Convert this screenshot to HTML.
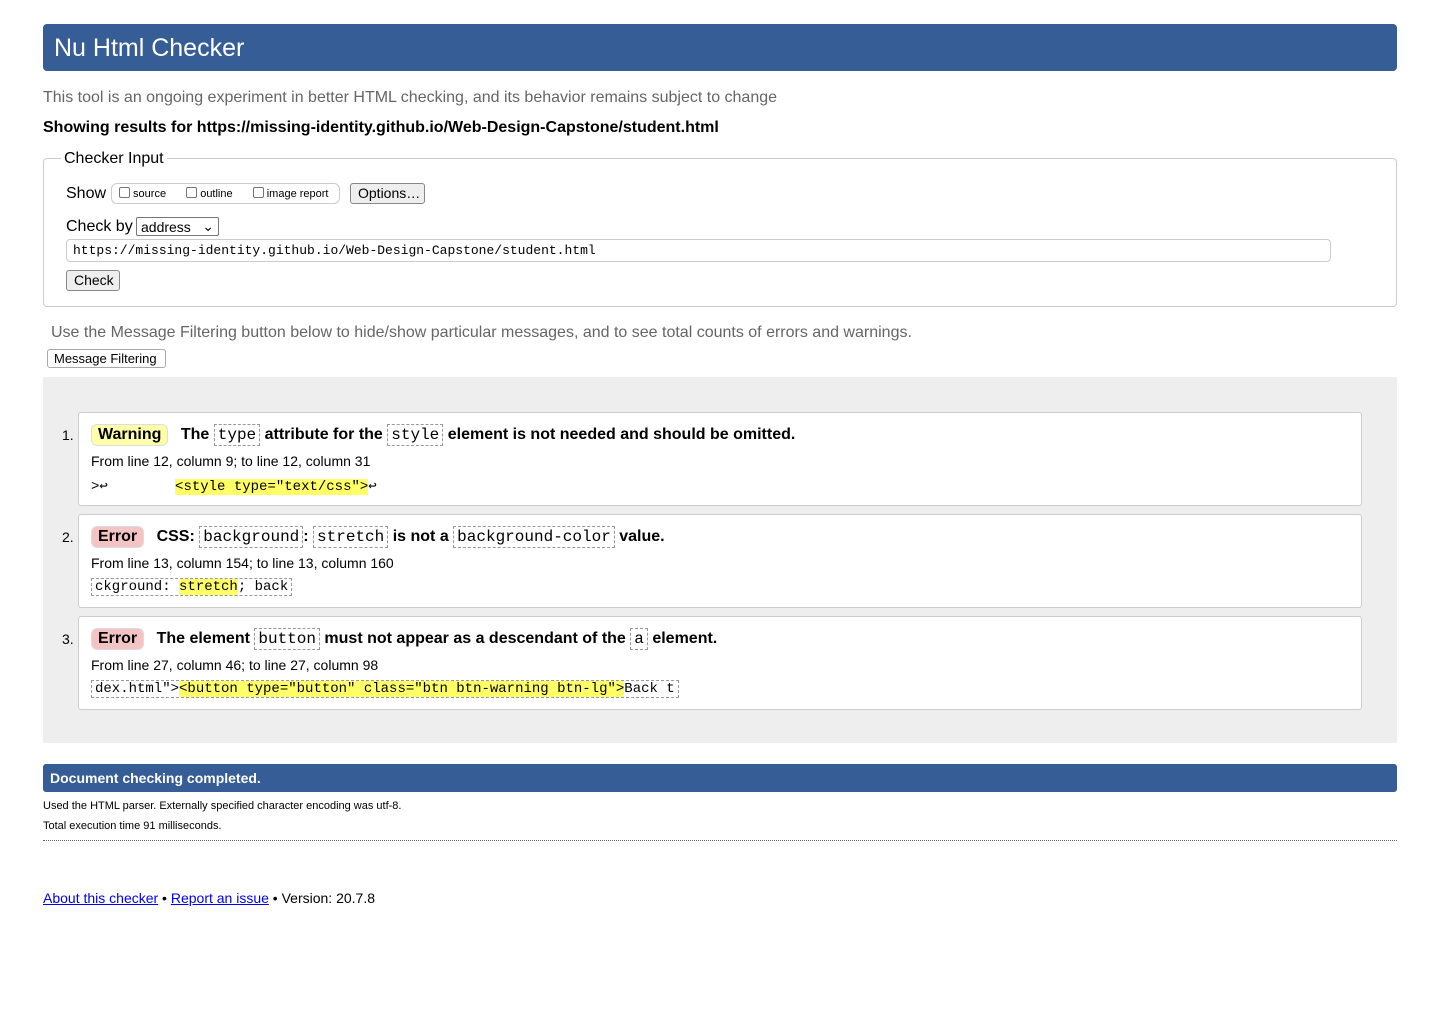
<!DOCTYPE html>
<html><head><meta charset="utf-8"><style>
*{box-sizing:border-box}
body{margin:0;width:1440px;height:1013px;background:#fff;font-family:"Liberation Sans",Arial,sans-serif;color:#000;position:relative;overflow:hidden}
.a{position:absolute;white-space:nowrap}
.hdr{left:43px;top:24px;width:1354px;height:47px;background:#365d95;border-radius:4px;color:#fff;font-size:25px;padding:10px 0 0 11px}
.fs{left:43px;top:158px;width:1354px;height:149px;border:1px solid #ccc;border-radius:4px}
.btn{border:1px solid #888;background:#eee;border-radius:3px;font-size:14px;padding:1px 7px}
code,.m{font-family:"Liberation Mono",monospace}
.msgs{left:43px;top:377px;width:1354px;height:366px;background:#eee}
.box{position:absolute;left:35px;width:1284px;background:#fff;border:1px solid #ccc;border-radius:3px}
.t{position:absolute;left:12px;top:11px;font-size:16px;font-weight:bold;white-space:nowrap}
.t code{font-weight:normal;border:1px dashed #999;padding:1px 3px;font-size:16px}
.lab{display:inline-block;padding:1px 6px;border-radius:6px;margin-right:8px;border:1px solid #ddd}
.ln{position:absolute;left:12px;top:40px;font-size:14px}
.ex{position:absolute;left:12px;top:65px;font-size:14px;font-family:"Liberation Mono",monospace;white-space:pre}
.hl{background:#ff6}
.num{position:absolute;left:-17px;top:14px;font-size:14px}
</style></head><body>
<div class="a hdr">Nu Html Checker</div>
<div class="a" style="left:43px;top:89px;font-size:16px;color:#666">This tool is an ongoing experiment in better HTML checking, and its behavior remains subject to change</div>
<div class="a" style="left:43px;top:119px;font-size:16px;font-weight:bold">Showing results for https://missing-identity.github.io/Web-Design-Capstone/student.html</div>
<div class="a fs"></div>
<div class="a" style="left:61px;top:150px;background:#fff;padding:0 3px;font-size:16px">Checker Input</div>
<div class="a" style="left:66px;top:185px;font-size:16px">Show</div>
<div class="a" style="left:111px;top:183px;width:229px;height:21px;border:1px solid #ccc;border-radius:6px;font-size:11px;padding-top:3px">
<span style="display:inline-block;width:11px;height:11px;border:1px solid #777;border-radius:2px;margin-left:7px;vertical-align:-1px"></span> source
<span style="display:inline-block;width:11px;height:11px;border:1px solid #777;border-radius:2px;margin-left:17px;vertical-align:-1px"></span> outline
<span style="display:inline-block;width:11px;height:11px;border:1px solid #777;border-radius:2px;margin-left:17px;vertical-align:-1px"></span> image report</div>
<div class="a btn" style="left:350px;top:183px;height:21px;width:75px">Options…</div>
<div class="a" style="left:66px;top:218px;font-size:16px">Check by</div>
<div class="a" style="left:136px;top:217px;width:83px;height:19px;border:1px solid #777;border-radius:2px;font-size:14px;padding:1px 4px">address<span style="position:absolute;right:4px;top:0">⌄</span></div>
<div class="a m" style="left:66px;top:239px;width:1265px;height:23px;border:1px solid #ccc;border-radius:4px;font-size:13px;padding:3px 6px">https://missing-identity.github.io/Web-Design-Capstone/student.html</div>
<div class="a btn" style="left:66px;top:270px;height:21px;width:54px">Check</div>
<div class="a" style="left:51px;top:324px;font-size:16px;color:#666">Use the Message Filtering button below to hide/show particular messages, and to see total counts of errors and warnings.</div>
<div class="a btn" style="left:47px;top:349px;height:19px;font-size:13px;padding:1px 6px;border-color:#aaa;background:#fff;width:119px">Message Filtering</div>
<div class="a msgs">
<div class="box" style="top:35px;height:94px"><span class="num">1.</span>
<div class="t"><span class="lab" style="background:#ffa">Warning</span> The <code>type</code> attribute for the <code>style</code> element is not needed and should be omitted.</div>
<div class="ln">From line 12, column 9; to line 12, column 31</div>
<div class="ex">&gt;↩        <span class="hl">&lt;style type="text/css"&gt;</span>↩</div></div>
<div class="box" style="top:137px;height:94px"><span class="num">2.</span>
<div class="t"><span class="lab" style="background:#f4c4c4">Error</span> CSS: <code>background</code>: <code>stretch</code> is not a <code>background-color</code> value.</div>
<div class="ln">From line 13, column 154; to line 13, column 160</div>
<div class="ex" style="border:1px dashed #999;padding:0 3px;left:12px;top:63px">ckground: <span class="hl">stretch</span>; back</div></div>
<div class="box" style="top:239px;height:94px"><span class="num">3.</span>
<div class="t"><span class="lab" style="background:#f4c4c4">Error</span> The element <code>button</code> must not appear as a descendant of the <code>a</code> element.</div>
<div class="ln">From line 27, column 46; to line 27, column 98</div>
<div class="ex" style="border:1px dashed #999;padding:0 3px;left:12px;top:63px">dex.html"&gt;<span class="hl">&lt;button type="button" class="btn btn-warning btn-lg"&gt;</span>Back t</div></div>
</div>
<div class="a" style="left:43px;top:764px;width:1354px;height:28px;background:#365d95;border-radius:3px;color:#fff;font-weight:bold;font-size:14px;padding:6px 7px">Document checking completed.</div>
<div class="a" style="left:43px;top:800px;font-size:11px">Used the HTML parser. Externally specified character encoding was utf-8.</div>
<div class="a" style="left:43px;top:820px;font-size:11px">Total execution time 91 milliseconds.</div>
<div class="a" style="left:43px;top:840px;width:1354px;border-top:1px dotted #666"></div>
<div class="a" style="left:43px;top:890px;font-size:14px"><span style="color:#00e;text-decoration:underline">About this checker</span> • <span style="color:#00e;text-decoration:underline">Report an issue</span> • Version: 20.7.8</div>
</body></html>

| Problem to work on |
Go through the material above and print all of it exactly, except the pictures.

| Answer below |
Convert this screenshot to HTML.
<!DOCTYPE html>
<html><head><meta charset="utf-8"><style>
*{box-sizing:border-box}
body{margin:0;width:1440px;height:1013px;background:#fff;font-family:"Liberation Sans",Arial,sans-serif;color:#000;position:relative;overflow:hidden}
.a{position:absolute;white-space:nowrap}
.hdr{left:43px;top:24px;width:1354px;height:47px;background:#365d95;border-radius:4px;color:#fff;font-size:25px;padding:10px 0 0 11px}
.fs{left:43px;top:158px;width:1354px;height:149px;border:1px solid #ccc;border-radius:4px}
.btn{border:1px solid #888;background:#eee;border-radius:3px;font-size:14px;padding:1px 7px}
code,.m{font-family:"Liberation Mono",monospace}
.msgs{left:43px;top:377px;width:1354px;height:366px;background:#eee}
.box{position:absolute;left:35px;width:1284px;background:#fff;border:1px solid #ccc;border-radius:3px}
.t{position:absolute;left:12px;top:11px;font-size:16px;font-weight:bold;white-space:nowrap}
.t code{font-weight:normal;border:1px dashed #999;padding:1px 3px;font-size:16px}
.lab{display:inline-block;padding:1px 6px;border-radius:6px;margin-right:8px;border:1px solid #ddd}
.ln{position:absolute;left:12px;top:40px;font-size:14px}
.ex{position:absolute;left:12px;top:65px;font-size:14px;font-family:"Liberation Mono",monospace;white-space:pre}
.hl{background:#ff6}
.num{position:absolute;left:-17px;top:14px;font-size:14px}
</style></head><body>
<div class="a hdr">Nu Html Checker</div>
<div class="a" style="left:43px;top:89px;font-size:16px;color:#666">This tool is an ongoing experiment in better HTML checking, and its behavior remains subject to change</div>
<div class="a" style="left:43px;top:119px;font-size:16px;font-weight:bold">Showing results for https://missing-identity.github.io/Web-Design-Capstone/student.html</div>
<div class="a fs"></div>
<div class="a" style="left:61px;top:150px;background:#fff;padding:0 3px;font-size:16px">Checker Input</div>
<div class="a" style="left:66px;top:185px;font-size:16px">Show</div>
<div class="a" style="left:111px;top:183px;width:229px;height:21px;border:1px solid #ccc;border-radius:6px;font-size:11px;padding-top:3px">
<span style="display:inline-block;width:11px;height:11px;border:1px solid #777;border-radius:2px;margin-left:7px;vertical-align:-1px"></span> source
<span style="display:inline-block;width:11px;height:11px;border:1px solid #777;border-radius:2px;margin-left:17px;vertical-align:-1px"></span> outline
<span style="display:inline-block;width:11px;height:11px;border:1px solid #777;border-radius:2px;margin-left:17px;vertical-align:-1px"></span> image report</div>
<div class="a btn" style="left:350px;top:183px;height:21px;width:75px">Options…</div>
<div class="a" style="left:66px;top:218px;font-size:16px">Check by</div>
<div class="a" style="left:136px;top:217px;width:83px;height:19px;border:1px solid #777;border-radius:2px;font-size:14px;padding:1px 4px">address<span style="position:absolute;right:4px;top:0">⌄</span></div>
<div class="a m" style="left:66px;top:239px;width:1265px;height:23px;border:1px solid #ccc;border-radius:4px;font-size:13px;padding:3px 6px">https://missing-identity.github.io/Web-Design-Capstone/student.html</div>
<div class="a btn" style="left:66px;top:270px;height:21px;width:54px">Check</div>
<div class="a" style="left:51px;top:324px;font-size:16px;color:#666">Use the Message Filtering button below to hide/show particular messages, and to see total counts of errors and warnings.</div>
<div class="a btn" style="left:47px;top:349px;height:19px;font-size:13px;padding:1px 6px;border-color:#aaa;background:#fff;width:119px">Message Filtering</div>
<div class="a msgs">
<div class="box" style="top:35px;height:94px"><span class="num">1.</span>
<div class="t"><span class="lab" style="background:#ffa">Warning</span> The <code>type</code> attribute for the <code>style</code> element is not needed and should be omitted.</div>
<div class="ln">From line 12, column 9; to line 12, column 31</div>
<div class="ex">&gt;↩        <span class="hl">&lt;style type="text/css"&gt;</span>↩</div></div>
<div class="box" style="top:137px;height:94px"><span class="num">2.</span>
<div class="t"><span class="lab" style="background:#f4c4c4">Error</span> CSS: <code>background</code>: <code>stretch</code> is not a <code>background-color</code> value.</div>
<div class="ln">From line 13, column 154; to line 13, column 160</div>
<div class="ex" style="border:1px dashed #999;padding:0 3px;left:12px;top:63px">ckground: <span class="hl">stretch</span>; back</div></div>
<div class="box" style="top:239px;height:94px"><span class="num">3.</span>
<div class="t"><span class="lab" style="background:#f4c4c4">Error</span> The element <code>button</code> must not appear as a descendant of the <code>a</code> element.</div>
<div class="ln">From line 27, column 46; to line 27, column 98</div>
<div class="ex" style="border:1px dashed #999;padding:0 3px;left:12px;top:63px">dex.html"&gt;<span class="hl">&lt;button type="button" class="btn btn-warning btn-lg"&gt;</span>Back t</div></div>
</div>
<div class="a" style="left:43px;top:764px;width:1354px;height:28px;background:#365d95;border-radius:3px;color:#fff;font-weight:bold;font-size:14px;padding:6px 7px">Document checking completed.</div>
<div class="a" style="left:43px;top:800px;font-size:11px">Used the HTML parser. Externally specified character encoding was utf-8.</div>
<div class="a" style="left:43px;top:820px;font-size:11px">Total execution time 91 milliseconds.</div>
<div class="a" style="left:43px;top:840px;width:1354px;border-top:1px dotted #666"></div>
<div class="a" style="left:43px;top:890px;font-size:14px"><span style="color:#00e;text-decoration:underline">About this checker</span> • <span style="color:#00e;text-decoration:underline">Report an issue</span> • Version: 20.7.8</div>
</body></html>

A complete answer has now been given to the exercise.